Around 1 in 5 people in the UK have a disability. It goes without saying that disability can present in many forms, and that having a visible or invisible disability need not necessarily impact on your ability to work. However, according to the Papworth Trust, disabled people are much less likely to be in employment than others. In January 2016, the UK employment rate among working age disabled people was 46.5%, compared to 84% of non-disabled people. There are many reasons for this, but in the same survey, it was found that some of the most common barriers to work amongst adults with disabilities are the lack of job opportunities, difficulties with transport to work, and lack of disabled access friendly workplaces.
The lack of job opportunities means that often, those with disabilities are forced to take lower-skilled and thus lower-paid, positions than their qualifications merit. Disturbingly, since 2010 the pay gap between disabled people and non-disabled people has actually increased by 35%. This is compounded by the higher living costs associated with living with a disability; statistics show that disabled people’s living costs are 25% higher than those of non-disabled people. Coupled with swingeing cuts to disabled peoples' benefits, life has got much harder for many disabled people on the breadline over the last six years.
This isn’t just a problem in the UK; this is a problem across most member states of the European Union. However, alongside my Labour MEP colleagues, we have taken steps to change this. My colleague, Richard Howitt, has worked tirelessly to campaign for increased rights for those with disabilities, chairing the European Parliament All-Party Disability Rights group. And 87,000 British disabled people have been assisted towards employment by European 'social funding'. A Europe-wide general accessibility act has also been proposed, and supported by Labour MEPs, that could further transform the lives of millions of people.
In terms of disabled rights, the Papworth Trust has suggested that the UK is one of the more progressive EU member states.
But the recent result of the referendum has led to fears that these well-earned rights may be eroded. When the UK leaves the EU, our government will no longer be compelled to develop our laws and rights on disability in step with the other 27 member states. This could mean that rights for British people with disabilities will stay static, or in the worst case scenario, be repealed. Organisations helping those with disabilities into work will no longer be in receipt of European Union funding, which may pose difficulties to its continued function. Some disability employment organisations, as demonstrated with the closure of the Remploy factories, have faced insurmountable challenges when trying to stay open, even in receipt of European Union funding. Organisation closures are only likely to worsen without this safety net.

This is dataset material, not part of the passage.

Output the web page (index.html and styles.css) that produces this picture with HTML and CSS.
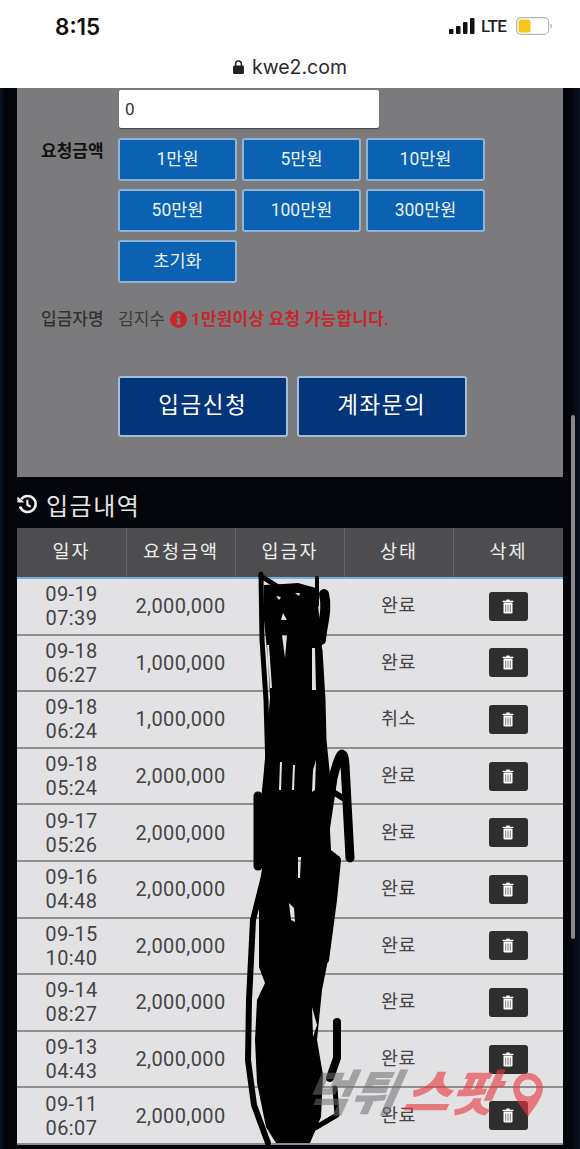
FILE: index.html
```html
<!DOCTYPE html>
<html lang="ko">
<head>
  <meta charset="UTF-8">
  <meta name="viewport" content="width=device-width, initial-scale=1.0">
  <title>kwe2.com</title>
  <link rel="stylesheet" href="styles.css">
</head>
<body>
  <svg class="defs" width="0" height="0">
    <symbol id="trash" viewBox="0 0 12 15">
      <path d="M4 1.8 4.6.6h2.8L8 1.8h3.4v1.3H.6V1.8z" fill="#fff"/>
      <path d="M1.5 3.6h9v9.6q0 1.3-1.3 1.3H2.8q-1.3 0-1.3-1.3z" fill="#fff"/>
      <path d="M3.2 5.4h1v7.4h-1zM5.5 5.4h1v7.4h-1zM7.8 5.4h1v7.4h-1z" fill="#777"/>
    </symbol>
  </svg>

  <header class="topbar">
    <div class="status-bar">
      <span class="clock">8:15</span>
      <div class="status-icons">
        <svg class="signal" width="26" height="16" viewBox="0 0 26 16">
          <rect x="0" y="11" width="4.5" height="5" rx="1"/>
          <rect x="7" y="8" width="4.5" height="8" rx="1"/>
          <rect x="14" y="4" width="4.5" height="12" rx="1"/>
          <rect x="21" y="0" width="4.5" height="16" rx="1"/>
        </svg>
        <span class="lte">LTE</span>
        <svg class="battery" width="36" height="18" viewBox="0 0 36 18">
          <rect x=".6" y=".6" width="32" height="16.8" rx="4.5" fill="none" stroke="#b5b5b5" stroke-width="1.2"/>
          <rect x="2.5" y="2.5" width="12" height="13" rx="2.5" fill="#f5c518"/>
          <path d="M34.5 6.5q1.5.8 1.5 2.5t-1.5 2.5z" fill="#b5b5b5"/>
        </svg>
      </div>
    </div>
    <div class="url-bar">
      <svg width="11" height="14" viewBox="0 0 11 14">
        <path d="M2.6 6V4a2.9 2.9 0 0 1 5.8 0v2" fill="none" stroke="#222" stroke-width="1.5"/>
        <rect x="0" y="5.6" width="11" height="8.4" rx="1.6" fill="#222"/>
      </svg>
      <span>kwe2.com</span>
    </div>
  </header>

  <main class="content">
    <section class="panel">
      <div class="form-row amount-input">
        <div class="form-label"></div>
        <input class="amount" type="text" value="0">
      </div>
      <div class="form-row">
        <div class="form-label strong">요청금액</div>
        <div class="amount-btns">
          <button class="amount-btn">1만원</button>
          <button class="amount-btn">5만원</button>
          <button class="amount-btn">10만원</button>
          <button class="amount-btn">50만원</button>
          <button class="amount-btn">100만원</button>
          <button class="amount-btn">300만원</button>
          <button class="amount-btn">초기화</button>
        </div>
      </div>
      <div class="form-row name-row">
        <div class="form-label medium">입금자명</div>
        <div class="name-value">
          <span>김지수</span>
          <svg width="17" height="17" viewBox="0 0 17 17">
            <circle cx="8.5" cy="8.5" r="8.5" fill="#c8262c"/>
            <rect x="7" y="3" width="3" height="2.6" fill="#7b7a7c"/>
            <path d="M6.3 7h3.6v5h1v1.6H6.3V12h1V8.6h-1z" fill="#7b7a7c"/>
          </svg>
          <span class="warn">1만원이상 요청 가능합니다.</span>
        </div>
      </div>
      <div class="form-actions">
        <button class="action-btn">입금신청</button>
        <button class="action-btn">계좌문의</button>
      </div>
    </section>

    <h2 class="history-title">
      <svg width="20" height="20" viewBox="0 0 20 20">
        <path d="M4.2 5.2A8 8 0 1 1 3 12.5" fill="none" stroke="#eee" stroke-width="2.6"/>
        <path d="M.4 2.6 7.6 8.6H.4z" fill="#eee"/>
        <path d="M10.4 5.8v5l3.2 2" fill="none" stroke="#eee" stroke-width="2.2"/>
      </svg>
      입금내역
    </h2>

    <div class="history">
      <div class="history-head">
        <div>일자</div>
        <div>요청금액</div>
        <div>입금자</div>
        <div>상태</div>
        <div>삭제</div>
      </div>
      <div class="history-row">
        <div>09-19<br>07:39</div><div>2,000,000</div><div></div><div class="state">완료</div>
        <div><button class="del-btn"><svg width="12" height="15"><use href="#trash"/></svg></button></div>
      </div>
      <div class="history-row">
        <div>09-18<br>06:27</div><div>1,000,000</div><div></div><div class="state">완료</div>
        <div><button class="del-btn"><svg width="12" height="15"><use href="#trash"/></svg></button></div>
      </div>
      <div class="history-row">
        <div>09-18<br>06:24</div><div>1,000,000</div><div></div><div class="state">취소</div>
        <div><button class="del-btn"><svg width="12" height="15"><use href="#trash"/></svg></button></div>
      </div>
      <div class="history-row">
        <div>09-18<br>05:24</div><div>2,000,000</div><div></div><div class="state">완료</div>
        <div><button class="del-btn"><svg width="12" height="15"><use href="#trash"/></svg></button></div>
      </div>
      <div class="history-row">
        <div>09-17<br>05:26</div><div>2,000,000</div><div></div><div class="state">완료</div>
        <div><button class="del-btn"><svg width="12" height="15"><use href="#trash"/></svg></button></div>
      </div>
      <div class="history-row">
        <div>09-16<br>04:48</div><div>2,000,000</div><div></div><div class="state">완료</div>
        <div><button class="del-btn"><svg width="12" height="15"><use href="#trash"/></svg></button></div>
      </div>
      <div class="history-row">
        <div>09-15<br>10:40</div><div>2,000,000</div><div></div><div class="state">완료</div>
        <div><button class="del-btn"><svg width="12" height="15"><use href="#trash"/></svg></button></div>
      </div>
      <div class="history-row">
        <div>09-14<br>08:27</div><div>2,000,000</div><div></div><div class="state">완료</div>
        <div><button class="del-btn"><svg width="12" height="15"><use href="#trash"/></svg></button></div>
      </div>
      <div class="history-row">
        <div>09-13<br>04:43</div><div>2,000,000</div><div></div><div class="state">완료</div>
        <div><button class="del-btn"><svg width="12" height="15"><use href="#trash"/></svg></button></div>
      </div>
      <div class="history-row">
        <div>09-11<br>06:07</div><div>2,000,000</div><div></div><div class="state">완료</div>
        <div><button class="del-btn"><svg width="12" height="15"><use href="#trash"/></svg></button></div>
      </div>
    </div>
  </main>

  <div class="scrollbar"></div>

  <!-- hand drawn cover over the depositor column -->
  <svg class="scribble" width="580" height="1149" viewBox="0 0 580 1149">
    <path fill-rule="evenodd" d="M264 585Q285 584 298 583L316 588 322 640 321 690 324 720 327 770 331 850 340 857 337 885 330 950 322 990 317 1040 323 1075 321 1117 310 1143H276L266 1127 257 1083 255 1040 257 1000 265 983 259 967 259 900 262 867 258 830 264 770 270 698 268 660 264 620Z
      M282 635 287 635 285 658ZM289 903 294 908 295 922 291 920ZM298 857H301L300 878H298ZM312 1007 317 1025 313 1037ZM276 596 281 597 279 600ZM295 593 300 593 299 596ZM283 613 287 620 281 620ZM312 648 315 648 316 690 312 690ZM267 645 269 645 272 688 270 688ZM280 762 282 762 281 790 279 790ZM293 765 295 765 294 790 292 790ZM313 770 316 760 315 790 312 792Z"/>
    <g fill="none" stroke="#000" stroke-linecap="round" stroke-linejoin="round">
      <path stroke-width="5" d="M261 574 262 640 266 700 268 770"/>
      <path stroke-width="5" d="M264 578 280 588"/>
      <path stroke-width="4" d="M317 578V605"/>
      <path stroke-width="10" d="M324 594C328 610 322 625 321 640"/>
      <path stroke-width="5" d="M320 650 323 700 324 740 328 780 329 810"/>
      <path stroke-width="9" d="M324 838 333 778Q343 738 345 765L350 858"/>
      <path stroke-width="6" d="M330 790 346 800"/>
      <path stroke-width="9" d="M258 796 258 866"/>
      <path stroke-width="6" d="M268 860 253 920 249 1000 248 1060 254 1105 268 1143"/>
      <path stroke-width="8" d="M337 1022 337 1058 330 1078"/>
      <path stroke-width="5" d="M335 1088 337 1115 315 1128 296 1136"/>
      <path stroke-width="6" d="M338 860 334 900 326 960"/>
    </g>
  </svg>

  <!-- site watermark -->
  <div class="watermark">
    <span class="wm-gray">먹튀</span><span class="wm-red">스팟</span>
    <svg class="wm-pin" width="30" height="44" viewBox="0 0 30 44">
      <path fill-rule="evenodd" d="M15 0A15 15 0 0 1 30 15C30 25 20 36 15 44 10 36 0 25 0 15A15 15 0 0 1 15 0ZM15 6.500A8.500 8.500 0 1 0 15 23.500 8.500 8.500 0 0 0 15 6.500Z" fill="#e8383f" fill-opacity=".62"/>
    </svg>
  </div>
</body>
</html>
```

FILE: styles.css
```css
* {
  box-sizing: border-box;
}

body {
  margin: 0;
  width: 580px;
  height: 1149px;
  overflow: hidden;
  position: relative;
  font-family: Roboto, "Noto Sans CJK KR", sans-serif;
  background-color: #04050b;
  background-image: linear-gradient(90deg, #0c1526 0, #04050b 5px, #04050b 572px, #0b1220 580px);
}

.defs {
  position: absolute;
}

button {
  font-family: inherit;
  cursor: pointer;
}

/* phone top */
.topbar {
  height: 88px;
  background-color: #fff;
  color: #222;
}

.status-bar {
  height: 50px;
  padding: 2px 28px 0 55px;
  display: flex;
  align-items: center;
  justify-content: space-between;
}

.clock {
  font-family: Inter, sans-serif;
  font-size: 22.500px;
  font-weight: 600;
  color: #111;
}

.status-icons {
  display: flex;
  align-items: center;
  gap: 6px;
}

.signal {
  fill: #111;
}

.lte {
  font-size: 17px;
  font-weight: 500;
  color: #222;
  width: 27px;
  letter-spacing: -.6px;
}

.battery {
  margin-left: 2px;
}

.url-bar {
  height: 34px;
  display: flex;
  align-items: center;
  justify-content: center;
  gap: 8px;
  font-family: Inter, sans-serif;
  font-size: 19.500px;
  color: #2a2a2a;
}

/* deposit form */
.content {
  padding: 0 17px;
}

.panel {
  height: 389px;
  padding-top: 2px;
  background-color: #7b7a7c;
}

.form-row {
  display: flex;
}

.form-label {
  width: 101px;
  flex: none;
  padding-left: 24px;
  font-size: 17px;
  line-height: 24px;
  color: #333;
}

.form-label.strong {
  font-weight: 700;
  color: #111;
  padding-top: 1px;
}

.form-label.medium {
  font-weight: 500;
}

.amount {
  width: 260px;
  height: 38px;
  margin-left: 1px;
  padding: 0 6px;
  border: none;
  border-radius: 2px;
  background-color: #fff;
  font-family: inherit;
  font-size: 17px;
  color: #333;
  box-shadow: 0 1px 1px #444;
}

.amount-input {
  margin-bottom: 10px;
}

.amount-btns {
  display: grid;
  grid-template-columns: repeat(3, 119px);
  grid-auto-rows: 43px;
  column-gap: 5px;
  row-gap: 8px;
}

.amount-btn {
  border: 2px solid #8eb5d9;
  border-radius: 3px;
  background-color: #0b61b2;
  color: #e9f1fa;
  font-size: 17.500px;
  padding: 0 0 4px;
}

.name-row {
  margin-top: 24px;
  align-items: center;
}

.name-value {
  display: flex;
  align-items: center;
  gap: 5px;
  font-size: 17px;
  line-height: 24px;
  color: #3a3a3a;
}

.warn {
  margin-left: -1px;
  font-size: 17px;
  letter-spacing: .2px;
  font-weight: 700;
  color: #c8262c;
}

.form-actions {
  display: flex;
  gap: 9.500px;
  margin-top: 45px;
  padding-left: 101px;
}

.action-btn {
  width: 169.500px;
  height: 61px;
  border: 2px solid #a6bcd9;
  border-radius: 3px;
  background-color: #04357a;
  color: #fff;
  font-size: 22.500px;
  font-weight: 400;
  letter-spacing: 1.500px;
  padding: 0 0 8px;
}

/* history table */
.history-title {
  display: flex;
  align-items: center;
  gap: 9px;
  height: 51px;
  margin: 0;
  padding-top: 3px;
  font-size: 24px;
  font-weight: 400;
  letter-spacing: 1.500px;
  color: #e4e4e4;
}

.history-head,
.history-row {
  display: grid;
  grid-template-columns: repeat(4, 109px) 1fr;
  text-align: center;
}

.history-head {
  height: 51px;
  background-color: #4d4d4f;
  border-bottom: 2px solid #6fb2e2;
  color: #eee;
  font-size: 18.500px;
  letter-spacing: 2px;
  line-height: 48px;
}

.history-head div + div {
  border-left: 1px solid #656567;
}

.history-row {
  height: 56.600px;
  align-items: center;
  background-color: #e2e1e3;
  border-bottom: 2px solid #8e8e8e;
  color: #444;
  font-size: 20px;
  letter-spacing: .4px;
  line-height: 24px;
}

.state {
  font-size: 18.500px;
}

.del-btn {
  width: 39px;
  height: 29px;
  padding: 0;
  border: none;
  border-radius: 3px;
  background-color: #2e2e2e;
  display: inline-flex;
  align-items: center;
  justify-content: center;
  vertical-align: middle;
}

/* over the page */
.scrollbar {
  position: absolute;
  left: 571px;
  top: 415px;
  width: 4px;
  height: 524px;
  border-radius: 2px;
  background-color: #88888c;
}

.scribble {
  position: absolute;
  left: 0;
  top: 0;
  pointer-events: none;
}

.watermark {
  position: absolute;
  left: 309px;
  top: 1066px;
  width: 236px;
  height: 56px;
  display: flex;
  pointer-events: none;
  font-size: 56px;
  line-height: 56px;
  font-weight: 900;
}

.wm-gray,
.wm-red {
  display: block;
  width: 97px;
  white-space: nowrap;
  transform: skewX(-24deg) scaleY(.88) scaleX(.9);
  transform-origin: left center;
}

.wm-gray {
  color: rgba(110, 110, 112, .55);
  margin-right: 3px;
}

.wm-red {
  color: rgba(232, 56, 63, .62);
}

.wm-pin {
  position: absolute;
  left: 204px;
  top: 7px;
}
```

Brexit will also remove the right of UK citizens to take cases to the European Court of Justice and prevent us from automatically having rights conferred under the European Social Chapter. The Social Chapter has led to a whole host of associated pieces of legislation and strategies including the European Disability Strategy. This strategy, in place between 2010 and 2020, binds the UK Government to a range of goals and targets, ranging from making buildings, goods and services more accessible to people with disabilities, to pledging to make the open labour market more accessible to those with disabilities.
Increasing numbers of children are being born with disabilities, and many more are developing a disability in their adult life. We must ensure that we keep pushing forward to knock down the obstacles preventing those with disabilities from getting the jobs that they deserve.
Following the Brexit vote, it is more important than ever that we keep lobbying the Government to enshrine their commitment to disabled workers’ rights, and that funding for organisations that support people with disabilities in work is maintained.